Objective:
Report every line in the listing that contains the string "React".
##### Supplied data
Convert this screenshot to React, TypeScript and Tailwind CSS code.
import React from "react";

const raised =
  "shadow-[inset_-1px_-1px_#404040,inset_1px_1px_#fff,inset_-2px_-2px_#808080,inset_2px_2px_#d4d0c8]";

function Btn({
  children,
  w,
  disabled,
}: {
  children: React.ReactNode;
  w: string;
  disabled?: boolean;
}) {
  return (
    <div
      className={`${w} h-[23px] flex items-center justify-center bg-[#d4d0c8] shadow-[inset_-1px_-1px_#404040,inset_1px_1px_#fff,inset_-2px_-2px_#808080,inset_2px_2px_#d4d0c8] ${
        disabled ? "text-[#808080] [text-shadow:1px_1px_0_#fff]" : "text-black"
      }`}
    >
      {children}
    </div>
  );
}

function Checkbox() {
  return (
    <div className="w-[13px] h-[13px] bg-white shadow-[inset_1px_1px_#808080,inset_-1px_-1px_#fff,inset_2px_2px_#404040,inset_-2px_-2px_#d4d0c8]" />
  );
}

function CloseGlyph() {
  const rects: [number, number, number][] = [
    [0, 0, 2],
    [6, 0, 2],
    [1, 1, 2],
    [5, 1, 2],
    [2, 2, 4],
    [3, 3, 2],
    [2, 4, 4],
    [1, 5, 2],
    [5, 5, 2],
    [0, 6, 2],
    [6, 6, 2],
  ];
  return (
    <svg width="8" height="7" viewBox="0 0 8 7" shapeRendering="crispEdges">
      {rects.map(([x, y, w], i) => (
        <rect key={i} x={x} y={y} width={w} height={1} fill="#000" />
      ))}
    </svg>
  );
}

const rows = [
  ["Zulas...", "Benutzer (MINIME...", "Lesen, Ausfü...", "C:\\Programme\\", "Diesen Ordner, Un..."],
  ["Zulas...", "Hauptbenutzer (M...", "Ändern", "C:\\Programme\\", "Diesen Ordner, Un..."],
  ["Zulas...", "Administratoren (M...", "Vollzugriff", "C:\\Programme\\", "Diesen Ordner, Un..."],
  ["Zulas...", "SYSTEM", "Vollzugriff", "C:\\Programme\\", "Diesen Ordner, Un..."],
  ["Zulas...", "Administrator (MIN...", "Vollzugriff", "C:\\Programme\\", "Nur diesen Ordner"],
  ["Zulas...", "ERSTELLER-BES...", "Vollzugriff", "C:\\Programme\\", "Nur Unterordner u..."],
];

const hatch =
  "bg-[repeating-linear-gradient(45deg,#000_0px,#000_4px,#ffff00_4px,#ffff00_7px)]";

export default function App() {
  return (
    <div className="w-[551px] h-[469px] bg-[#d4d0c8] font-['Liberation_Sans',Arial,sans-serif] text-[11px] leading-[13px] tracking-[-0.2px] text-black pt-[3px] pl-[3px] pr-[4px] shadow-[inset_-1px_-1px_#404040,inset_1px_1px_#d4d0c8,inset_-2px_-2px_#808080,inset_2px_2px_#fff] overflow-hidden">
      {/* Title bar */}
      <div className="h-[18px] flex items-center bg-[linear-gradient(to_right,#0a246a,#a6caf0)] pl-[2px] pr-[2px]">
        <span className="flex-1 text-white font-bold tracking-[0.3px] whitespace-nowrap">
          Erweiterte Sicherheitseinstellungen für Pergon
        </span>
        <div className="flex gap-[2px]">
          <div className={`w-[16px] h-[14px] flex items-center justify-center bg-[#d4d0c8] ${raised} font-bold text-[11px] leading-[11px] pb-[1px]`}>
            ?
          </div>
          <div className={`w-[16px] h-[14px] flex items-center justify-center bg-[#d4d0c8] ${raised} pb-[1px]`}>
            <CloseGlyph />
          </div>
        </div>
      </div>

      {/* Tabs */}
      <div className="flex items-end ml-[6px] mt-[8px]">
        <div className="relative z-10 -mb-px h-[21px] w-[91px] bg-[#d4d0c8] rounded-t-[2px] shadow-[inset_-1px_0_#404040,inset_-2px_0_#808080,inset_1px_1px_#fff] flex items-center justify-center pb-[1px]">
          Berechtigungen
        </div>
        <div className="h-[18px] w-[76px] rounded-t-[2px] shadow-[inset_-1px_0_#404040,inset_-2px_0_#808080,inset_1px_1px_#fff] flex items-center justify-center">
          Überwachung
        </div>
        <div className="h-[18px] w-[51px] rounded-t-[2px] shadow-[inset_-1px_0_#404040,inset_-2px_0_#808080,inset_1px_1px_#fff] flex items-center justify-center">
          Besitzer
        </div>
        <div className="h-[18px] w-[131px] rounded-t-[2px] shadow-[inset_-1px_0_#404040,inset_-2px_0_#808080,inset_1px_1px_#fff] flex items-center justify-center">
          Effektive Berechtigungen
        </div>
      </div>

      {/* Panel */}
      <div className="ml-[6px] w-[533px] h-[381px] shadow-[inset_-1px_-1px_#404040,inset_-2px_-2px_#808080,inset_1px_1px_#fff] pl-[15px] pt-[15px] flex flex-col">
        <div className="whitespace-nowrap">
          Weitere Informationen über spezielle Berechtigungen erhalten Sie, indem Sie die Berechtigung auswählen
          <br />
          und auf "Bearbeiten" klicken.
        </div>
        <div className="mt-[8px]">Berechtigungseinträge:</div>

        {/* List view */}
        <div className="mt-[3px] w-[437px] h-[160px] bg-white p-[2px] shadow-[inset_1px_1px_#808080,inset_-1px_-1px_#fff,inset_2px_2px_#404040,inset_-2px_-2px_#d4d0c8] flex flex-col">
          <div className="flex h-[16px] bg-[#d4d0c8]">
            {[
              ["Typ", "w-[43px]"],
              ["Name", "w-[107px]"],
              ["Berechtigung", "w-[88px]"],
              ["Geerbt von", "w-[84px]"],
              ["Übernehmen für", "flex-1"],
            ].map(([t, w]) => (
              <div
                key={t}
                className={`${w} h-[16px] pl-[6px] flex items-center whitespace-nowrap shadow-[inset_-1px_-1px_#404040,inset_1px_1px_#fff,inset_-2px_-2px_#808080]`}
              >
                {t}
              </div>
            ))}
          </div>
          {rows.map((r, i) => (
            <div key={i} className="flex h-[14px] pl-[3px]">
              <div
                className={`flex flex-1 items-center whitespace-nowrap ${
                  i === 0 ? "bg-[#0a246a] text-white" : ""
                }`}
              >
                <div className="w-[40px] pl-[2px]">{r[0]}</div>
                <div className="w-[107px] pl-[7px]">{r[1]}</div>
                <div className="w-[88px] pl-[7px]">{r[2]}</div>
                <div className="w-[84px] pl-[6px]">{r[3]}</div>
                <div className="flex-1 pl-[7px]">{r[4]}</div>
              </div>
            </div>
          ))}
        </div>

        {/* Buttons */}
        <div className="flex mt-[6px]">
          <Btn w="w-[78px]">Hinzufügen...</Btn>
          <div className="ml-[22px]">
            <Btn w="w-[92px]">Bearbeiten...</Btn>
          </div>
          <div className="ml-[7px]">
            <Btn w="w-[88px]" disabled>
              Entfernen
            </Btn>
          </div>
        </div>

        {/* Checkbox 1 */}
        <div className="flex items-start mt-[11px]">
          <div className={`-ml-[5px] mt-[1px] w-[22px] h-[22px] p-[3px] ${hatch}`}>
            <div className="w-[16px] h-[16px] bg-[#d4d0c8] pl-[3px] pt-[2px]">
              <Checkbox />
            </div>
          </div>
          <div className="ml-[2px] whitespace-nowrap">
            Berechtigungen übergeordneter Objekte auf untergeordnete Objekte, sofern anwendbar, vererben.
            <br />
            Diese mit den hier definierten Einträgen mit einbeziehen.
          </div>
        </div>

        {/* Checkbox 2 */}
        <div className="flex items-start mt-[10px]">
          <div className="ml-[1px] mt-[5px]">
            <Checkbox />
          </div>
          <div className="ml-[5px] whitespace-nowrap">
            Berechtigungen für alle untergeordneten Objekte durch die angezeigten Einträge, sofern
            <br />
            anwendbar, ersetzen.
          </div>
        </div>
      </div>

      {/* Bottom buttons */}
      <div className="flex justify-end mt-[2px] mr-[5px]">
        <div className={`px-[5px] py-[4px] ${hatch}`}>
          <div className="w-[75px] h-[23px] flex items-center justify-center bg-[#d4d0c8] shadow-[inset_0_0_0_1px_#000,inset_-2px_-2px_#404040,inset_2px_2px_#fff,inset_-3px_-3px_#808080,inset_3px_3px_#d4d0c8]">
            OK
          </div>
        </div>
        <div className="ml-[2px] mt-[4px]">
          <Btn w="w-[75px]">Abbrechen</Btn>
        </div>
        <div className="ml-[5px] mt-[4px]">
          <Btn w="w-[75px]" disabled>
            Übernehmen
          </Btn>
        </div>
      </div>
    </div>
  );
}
##########
##### Supplied data
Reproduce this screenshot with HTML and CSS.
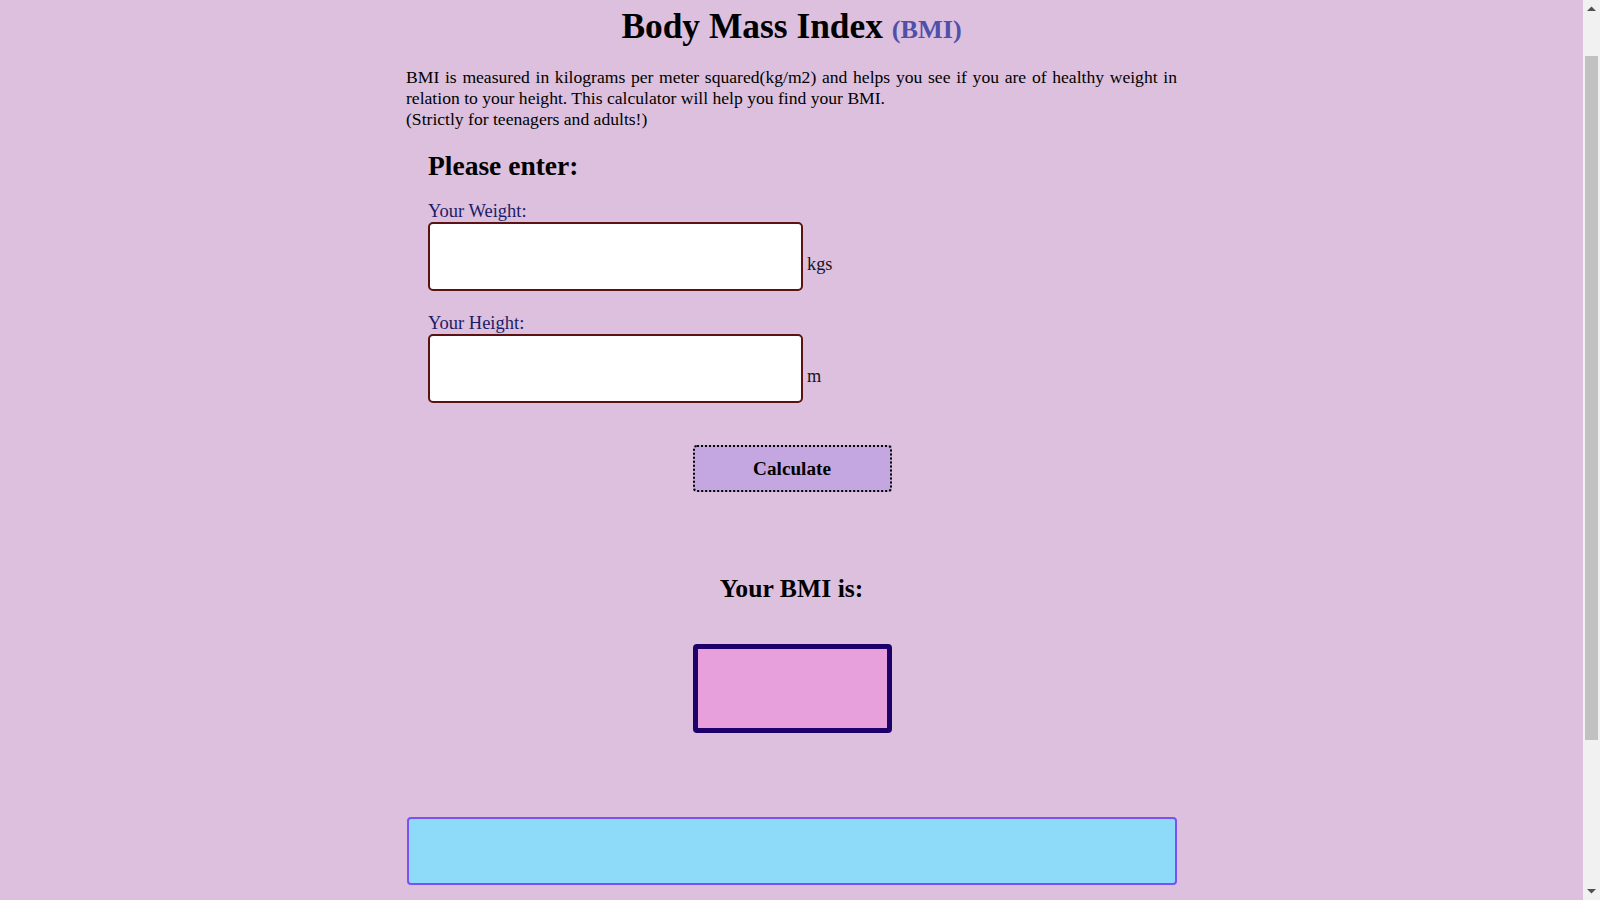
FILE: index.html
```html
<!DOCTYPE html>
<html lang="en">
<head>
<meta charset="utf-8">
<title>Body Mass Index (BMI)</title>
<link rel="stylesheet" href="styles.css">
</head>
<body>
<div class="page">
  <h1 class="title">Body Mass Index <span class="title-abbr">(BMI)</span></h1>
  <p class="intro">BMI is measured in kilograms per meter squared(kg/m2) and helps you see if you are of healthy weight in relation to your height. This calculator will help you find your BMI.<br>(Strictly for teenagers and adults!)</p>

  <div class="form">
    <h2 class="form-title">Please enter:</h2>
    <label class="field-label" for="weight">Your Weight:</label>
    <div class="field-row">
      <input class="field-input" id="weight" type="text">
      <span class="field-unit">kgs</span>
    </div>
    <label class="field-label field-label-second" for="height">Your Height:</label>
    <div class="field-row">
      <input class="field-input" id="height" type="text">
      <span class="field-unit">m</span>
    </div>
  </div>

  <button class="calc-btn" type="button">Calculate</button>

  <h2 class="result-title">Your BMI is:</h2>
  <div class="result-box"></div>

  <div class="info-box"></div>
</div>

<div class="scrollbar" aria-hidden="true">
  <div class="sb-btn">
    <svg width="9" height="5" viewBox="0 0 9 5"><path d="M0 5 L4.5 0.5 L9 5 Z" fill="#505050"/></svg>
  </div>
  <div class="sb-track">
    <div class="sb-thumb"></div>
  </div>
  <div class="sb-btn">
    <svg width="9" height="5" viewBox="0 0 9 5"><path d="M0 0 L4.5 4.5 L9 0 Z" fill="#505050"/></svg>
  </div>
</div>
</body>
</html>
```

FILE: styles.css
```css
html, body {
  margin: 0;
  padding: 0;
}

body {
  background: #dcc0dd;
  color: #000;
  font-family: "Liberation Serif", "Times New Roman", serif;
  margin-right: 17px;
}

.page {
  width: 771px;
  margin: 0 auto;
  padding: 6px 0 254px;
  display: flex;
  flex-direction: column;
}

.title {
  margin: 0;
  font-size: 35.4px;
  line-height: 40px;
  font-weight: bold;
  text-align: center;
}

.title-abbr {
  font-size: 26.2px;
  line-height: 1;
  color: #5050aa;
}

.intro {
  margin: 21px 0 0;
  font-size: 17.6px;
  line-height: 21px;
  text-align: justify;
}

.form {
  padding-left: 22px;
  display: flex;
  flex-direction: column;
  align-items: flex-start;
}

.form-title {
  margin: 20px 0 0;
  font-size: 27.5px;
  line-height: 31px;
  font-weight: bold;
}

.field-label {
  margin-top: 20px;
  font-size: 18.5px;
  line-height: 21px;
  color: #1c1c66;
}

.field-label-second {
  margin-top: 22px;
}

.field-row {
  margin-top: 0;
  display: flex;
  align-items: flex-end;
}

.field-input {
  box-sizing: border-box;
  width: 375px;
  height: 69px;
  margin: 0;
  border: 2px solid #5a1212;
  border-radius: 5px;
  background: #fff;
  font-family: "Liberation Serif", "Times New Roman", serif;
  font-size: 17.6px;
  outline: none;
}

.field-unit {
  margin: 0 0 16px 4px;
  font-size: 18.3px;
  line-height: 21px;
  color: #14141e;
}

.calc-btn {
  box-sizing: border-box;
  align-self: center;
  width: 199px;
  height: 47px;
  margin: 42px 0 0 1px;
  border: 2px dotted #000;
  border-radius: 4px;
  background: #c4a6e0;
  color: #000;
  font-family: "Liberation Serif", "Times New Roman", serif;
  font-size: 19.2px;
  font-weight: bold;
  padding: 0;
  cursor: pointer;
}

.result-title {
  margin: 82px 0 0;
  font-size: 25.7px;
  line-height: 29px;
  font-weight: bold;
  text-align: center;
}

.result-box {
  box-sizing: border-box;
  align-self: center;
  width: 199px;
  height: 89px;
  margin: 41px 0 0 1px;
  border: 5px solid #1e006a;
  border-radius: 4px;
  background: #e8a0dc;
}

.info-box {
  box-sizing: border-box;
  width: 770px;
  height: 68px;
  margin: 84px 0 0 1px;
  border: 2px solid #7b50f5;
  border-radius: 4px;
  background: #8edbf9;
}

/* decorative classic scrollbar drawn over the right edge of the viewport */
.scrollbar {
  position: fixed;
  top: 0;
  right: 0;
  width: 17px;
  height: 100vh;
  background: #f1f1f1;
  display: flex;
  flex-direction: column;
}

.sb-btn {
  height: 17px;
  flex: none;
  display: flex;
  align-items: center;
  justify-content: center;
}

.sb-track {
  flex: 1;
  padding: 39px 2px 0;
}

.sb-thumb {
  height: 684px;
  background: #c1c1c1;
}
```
##########
Result:
Convert this screenshot to React, TypeScript and Tailwind CSS code.
import React from "react";
  children: React.ReactNode;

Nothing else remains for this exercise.